International Airlines Group (IAG) CEO Willie Walsh has acknowledged that US Airways’ proposed merger with AMR Corp. has some merit, and that regardless of how its Oneworld partner emerges from this latest round of consolidation the resulting entity will benefit the global alliance.

Speaking at the International Aviation Club of Washington (IAC) July 17, Walsh also endorsed AMR’s management decision to restructure under the protection granted by Chapter 11 bankruptcy laws and last week’s announcement by CEO Thomas Horton that he would consider some form of consolidation in parallel to his established standalone plan.

The timing of this tacit approval of US Airways’ plan is fortuitous for the Tempe, Ariz.-based airline’s CEO, Doug Parker, who is preparing to address his own Washington audience on July 18 to promote his merger plan. “I have to give credit to Doug Parker,” Walsh told the IAC. “He’s played this well.”
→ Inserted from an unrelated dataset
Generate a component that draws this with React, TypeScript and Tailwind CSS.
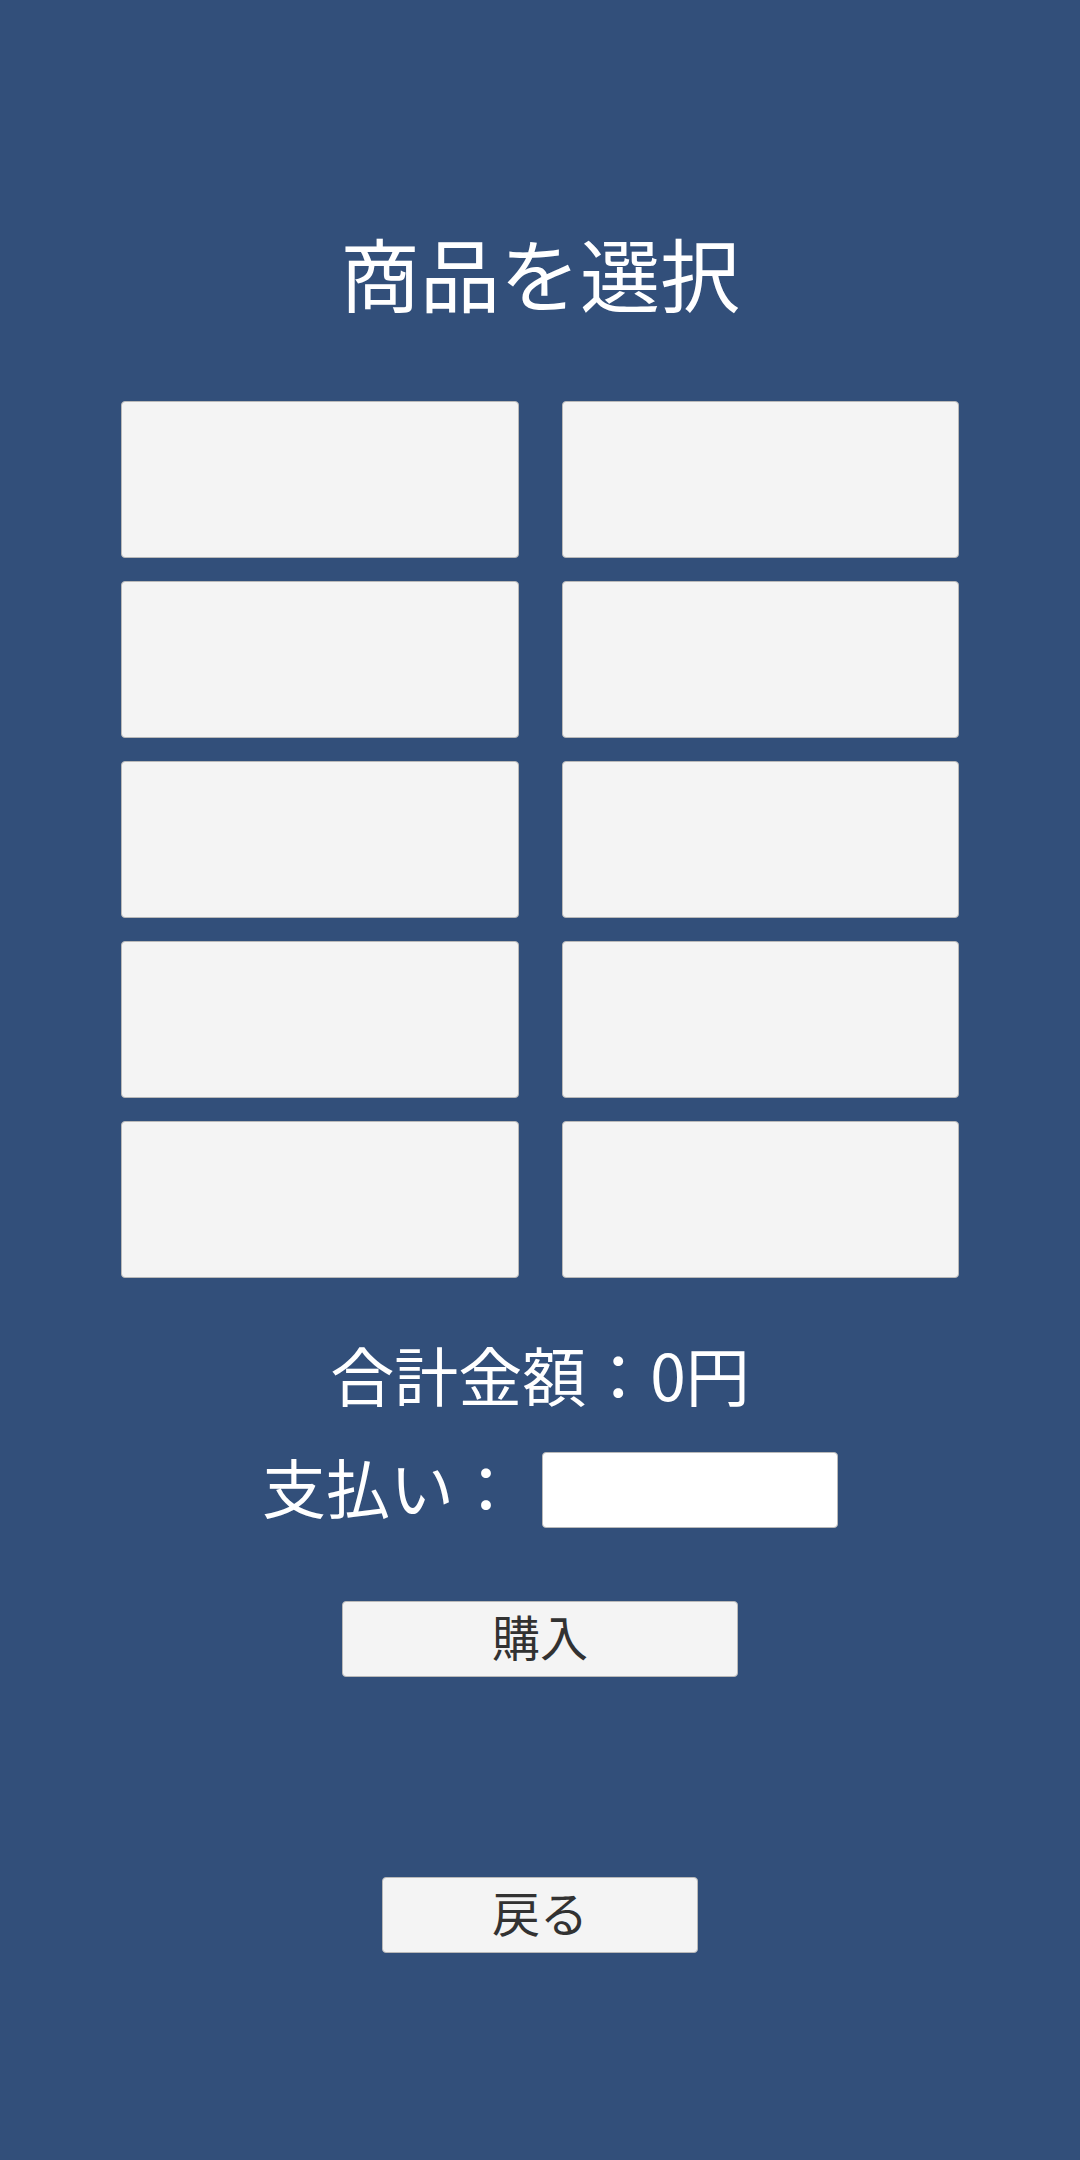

When questioned by media, Walsh said US Airways’ plan “has some merit,” and noted that the two U.S. airlines have complementary route structures and a potentially strong presence on the East Coast.

Walsh’s acknowledgment of Parker’s plan will be welcomed by US Airways, as the airline’s pitch, in part, aims to convince IAG that the merger will provide access and feed along the East Coast through four major hubs that AMR could never provide through its standalone reorganization plan. US Airways’ proposal also retains AMR’s membership in Oneworld and adds a network currently affiliated with Star Alliance.

“It’s not for me to say if American [Airlines] and US Airways should merge,” Walsh said. “But if a merger happens, its natural place would be in Oneworld.”

A merger also would be unlikely to affect IAG’s joint venture with American. “We would be supportive of any option that strengthens [American], our partnership and the Oneworld alliance.”

But Walsh gave Horton’s plan equal weight. “There is merit in Tom’s case,” said Walsh. Horton maintains that AMR should emerge from bankruptcy before it considers merging with another airline.

This makes sense to Walsh, who noted that mergers in the airline industry typically occur after a carrier emerges from bankruptcy.